誰が救ってくれるの?〜自分の努力でという社会の中で、この箇所から、さらにマタイによる福音書25章にある「タラントンのたとえ」と対話させながら考えてみました。原資を用いて立派に稼いでご報告、そう言うことがよしとされることでいいのだろうか?それが今回の問いかけです。できすぎくん、うんうん、これは「ドラえもん」に登場するキャラクターのことです。できすぎくんをちょこっとキリスト教哲学してみよう。

誰がわたしを救ってくれるのか

 パウロは相当に苦しんでいます。超えられない壁がある!誰かどうにかして!この「罪」というのに占領された体に自分は閉じ込められている、このままでは生きたことにならない!と呻いているようにも聞こえます。そんなの自分の体の中で起こっていることなのだから自分で罪とやらを退治できるように、信仰を強くもてばいい〜これが、律法が指し示す方向だったのです。それだけではないでしょう。現代日本のキリスト教神学も、その律法が指し示す方向に引き寄せられているように、わたしには感じられるのです。信仰が強いと言うことが、まるで日常生活習慣のありようを規制することができる「強い意志」と取り違えられているのです。
 このような強さを志向するあり用がもたらすのは、自己責任の追求です。閉じ込められている原因はお前にあるのだ!と。しかしパウロは「誰がわたしを救ってくれるでしょうか」と言っています。自分がなんとかすることにとどまらないで、誰かの必要性を訴えているのです。パウロの主張は、自助努力、自己責任では、死に定められたこの体を打ち破ることはできないということです。
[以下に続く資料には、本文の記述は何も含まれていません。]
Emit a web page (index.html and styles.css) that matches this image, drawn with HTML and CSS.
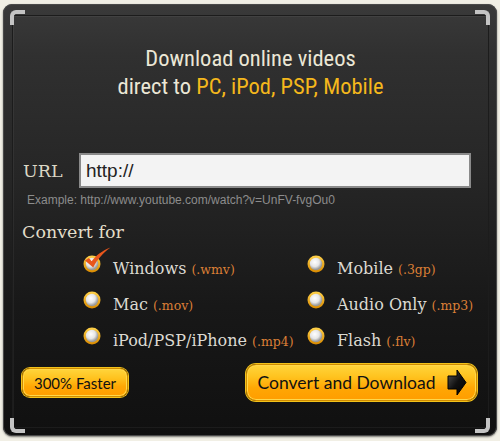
FILE: index.html
```html
<!DOCTYPE html>
<html>
<head>
<meta charset="utf-8">
<link rel="stylesheet" href="styles.css">
</head>
<body>
<div class="panel">
  <span class="corner tl"></span>
  <span class="corner tr"></span>
  <span class="corner bl"></span>
  <span class="corner br"></span>
  <div class="inner">
    <h1 class="title">Download online videos<br>direct to <span class="hl">PC, iPod, PSP, Mobile</span></h1>
    <div class="url-row">
      <label class="url-label">URL</label>
      <div class="url-input">http://</div>
    </div>
    <p class="example">Example: http://www.youtube.com/watch?v=UnFV-fvgOu0</p>
    <h2 class="convert">Convert for</h2>
    <div class="options">
      <div class="opt">
        <span class="radio checked">
          <svg width="18" height="18" viewBox="0 0 18 18" class="ball"><defs><radialGradient id="w1" cx="0.4" cy="0.35" r="0.6"><stop offset="0" stop-color="#ffffff"/><stop offset="0.6" stop-color="#e6e6e6"/><stop offset="1" stop-color="#9a9a9a"/></radialGradient><linearGradient id="o1" x1="0" y1="0" x2="0" y2="1"><stop offset="0" stop-color="#ffd24a"/><stop offset="1" stop-color="#d98a00"/></linearGradient></defs><circle cx="9" cy="9" r="8.5" fill="url(#o1)"/><circle cx="9" cy="9" r="6.2" fill="url(#w1)"/></svg>
          <svg class="check" width="28" height="24" viewBox="0 0 28 24"><path d="M2 13.5 L6 11 L8.6 14.3 C13 8.5 18.5 4 27.5 0.5 C20 6 14.5 12 10.2 20.5 Z" fill="#e8561c"/></svg>
        </span>
        <span class="name">Windows <span class="ext">(.wmv)</span></span>
      </div>
      <div class="opt">
        <span class="radio"><svg width="18" height="18" viewBox="0 0 18 18"><circle cx="9" cy="9" r="8.5" fill="url(#o1)"/><circle cx="9" cy="9" r="6.2" fill="url(#w1)"/></svg></span>
        <span class="name">Mac <span class="ext">(.mov)</span></span>
      </div>
      <div class="opt">
        <span class="radio"><svg width="18" height="18" viewBox="0 0 18 18"><circle cx="9" cy="9" r="8.5" fill="url(#o1)"/><circle cx="9" cy="9" r="6.2" fill="url(#w1)"/></svg></span>
        <span class="name">iPod/PSP/iPhone <span class="ext">(.mp4)</span></span>
      </div>
      <div class="opt">
        <span class="radio"><svg width="18" height="18" viewBox="0 0 18 18"><circle cx="9" cy="9" r="8.5" fill="url(#o1)"/><circle cx="9" cy="9" r="6.2" fill="url(#w1)"/></svg></span>
        <span class="name">Mobile <span class="ext">(.3gp)</span></span>
      </div>
      <div class="opt">
        <span class="radio"><svg width="18" height="18" viewBox="0 0 18 18"><circle cx="9" cy="9" r="8.5" fill="url(#o1)"/><circle cx="9" cy="9" r="6.2" fill="url(#w1)"/></svg></span>
        <span class="name">Audio Only <span class="ext">(.mp3)</span></span>
      </div>
      <div class="opt">
        <span class="radio"><svg width="18" height="18" viewBox="0 0 18 18"><circle cx="9" cy="9" r="8.5" fill="url(#o1)"/><circle cx="9" cy="9" r="6.2" fill="url(#w1)"/></svg></span>
        <span class="name">Flash <span class="ext">(.flv)</span></span>
      </div>
    </div>
    <div class="actions">
      <button class="btn faster">300% Faster</button>
      <button class="btn go">Convert and Download
        <svg width="20" height="27" viewBox="0 0 20 27"><defs><linearGradient id="ar" x1="0" y1="0" x2="1" y2="1"><stop offset="0" stop-color="#555"/><stop offset="0.5" stop-color="#111"/><stop offset="1" stop-color="#000"/></linearGradient></defs><path d="M1 7 H10 V1 L19 13.5 L10 26 V20 H1 Z" fill="url(#ar)" stroke="#000" stroke-width="1"/></svg>
      </button>
    </div>
  </div>
</div>
</body>
</html>
```

FILE: styles.css
```css
* { box-sizing: border-box; }
html, body { margin: 0; padding: 0; }
body {
  background: #f1efe5;
  width: 500px;
  height: 441px;
  overflow: hidden;
}
.panel {
  position: relative;
  margin: 4px 0 0 3px;
  width: 494px;
  height: 432px;
  padding: 11px 8px 8px 9px;
  border-radius: 9px;
  background: linear-gradient(180deg, #3a3a3a 0, #303030 12%, #262626 40%, #181818 70%, #101010 100%);
  box-shadow: inset 0 0 0 1px #4a4a4a, 0 1px 2px rgba(0,0,0,0.5);
}
.corner {
  position: absolute;
  width: 15px;
  height: 15px;
  border: 0 solid #c4c4c4;
}
.corner.tl { left: 7px; top: 6px; border-top-width: 4px; border-left-width: 4px; border-top-left-radius: 6px; }
.corner.tr { right: 7px; top: 6px; border-top-width: 4px; border-right-width: 4px; border-top-right-radius: 6px; }
.corner.bl { left: 7px; bottom: 3px; border-bottom-width: 4px; border-left-width: 4px; border-bottom-left-radius: 6px; }
.corner.br { right: 7px; bottom: 3px; border-bottom-width: 4px; border-right-width: 4px; border-bottom-right-radius: 6px; }
.inner {
  height: 100%;
  border: 1px solid #1c1c1c;
  box-shadow: inset 1px 1px 0 rgba(255,255,255,0.05);
  display: flex;
  flex-direction: column;
}
.title {
  margin: 28px 0 0;
  text-align: center;
  font-family: "Roboto Condensed", Roboto, sans-serif;
  font-weight: normal;
  font-size: 22.5px;
  line-height: 28px;
  color: #ebe7d6;
}
.hl { color: #f5b81c; }
.url-row {
  margin-top: 53px;
  padding-left: 10px;
  display: flex;
  align-items: center;
}
.url-label {
  width: 56px;
  font-family: "DejaVu Serif", serif;
  font-size: 17.5px;
  color: #dcd8c6;
}
.url-input {
  width: 392px;
  height: 35px;
  border: 2px solid #8a8a8a;
  background: #f3f3f3;
  padding-left: 5px;
  font-family: "Liberation Sans", Arial, sans-serif;
  font-size: 19px;
  line-height: 31px;
  color: #222;
}
.example {
  margin: 5px 0 0;
  padding-left: 14px;
  font-family: "Liberation Sans", Arial, sans-serif;
  font-size: 12px;
  line-height: 14px;
  color: #8c8c8c;
}
.convert {
  margin: 13px 0 0;
  padding-left: 9px;
  font-family: "DejaVu Serif", serif;
  font-weight: normal;
  font-size: 17.5px;
  line-height: 24px;
  color: #e2ddc9;
}
.options {
  margin-top: 6px;
  padding-left: 70px;
  display: grid;
  grid-template-columns: 224px 200px;
  grid-template-rows: repeat(3, 36px);
  grid-auto-flow: column;
}
.opt {
  display: flex;
  align-items: center;
  gap: 12px;
}
.radio {
  position: relative;
  width: 18px;
  height: 18px;
  margin-bottom: 8px;
  flex: none;
}
.radio svg { display: block; }
.radio .check {
  position: absolute;
  left: 0;
  top: -8px;
}
.name {
  font-family: "DejaVu Serif", serif;
  font-size: 16px;
  color: #dcdad2;
  white-space: nowrap;
}
.ext {
  font-size: 12.5px;
  color: #db7f36;
}
.actions {
  margin-top: 6px;
  padding: 0 11px 0 9px;
  display: flex;
  align-items: center;
  justify-content: space-between;
  height: 37px;
}
.btn {
  border: 1px solid #d08c00;
  background: linear-gradient(180deg, #ffd53c 0%, #ffc21e 35%, #ffa704 65%, #ff9d00 100%);
  box-shadow: inset 0 0 0 1px #ffd84a, 0 0 0 1px #f2c21a;
  font-family: Lato, "Open Sans", sans-serif;
  color: #111;
  padding: 0;
  display: flex;
  align-items: center;
  justify-content: center;
}
.faster {
  width: 106px;
  height: 29px;
  border-radius: 8px;
  font-size: 15px;
}
.go {
  width: 231px;
  height: 37px;
  border-radius: 10px;
  font-size: 17.5px;
  gap: 12px;
  padding-left: 2px;
}
.go svg { display: block; }
```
自分の力ではどうすることもできないことが律法を通してわかることだとパウロは考えたのでしょう。この箇所は人間の個人的な生活習慣のことのように受け止められてしまいます。肉の人、とか文字通りに「内なる人」というような表現で、個々人がどんな生活をしているのかという内向きな信仰理解へと巻き取られてきました。しかし、この言葉はパウロが意図したこと以上の意味をもたらします。少なくとも、パウロは共同体に対してこの手紙を送っています。特定の誰か一人の生活状況を問題にしているわけではありません。読んでいる個人の私的な話でなくて、共同体の問題としても、「誰が救ってくれるのか」という言葉に留まって考える必要があります。

儲けてほめられることと、非力さ

パウロが生きた時代とその地域でも、ものすごいスピードで都市開発がなされていました。それと関連づけて考えなければなりませんが、戦争が続いていました。この開発、高く、経済的に豊かにという追い込みは、異質性を監視し、吐き出す力になりました。より弱い人を弱く、より持っている人が持っている時代だったのです。

『持っている人はさらに与えられて豊かになる。持っていない人は持っているものまでも取り上げられる』

マタイ25:29

 イエスのたとえの言葉が響きます。これが本当に神の国でいいの?そんな問いを持ってイエスはタラントンのたとえを語ったとわたしは思います。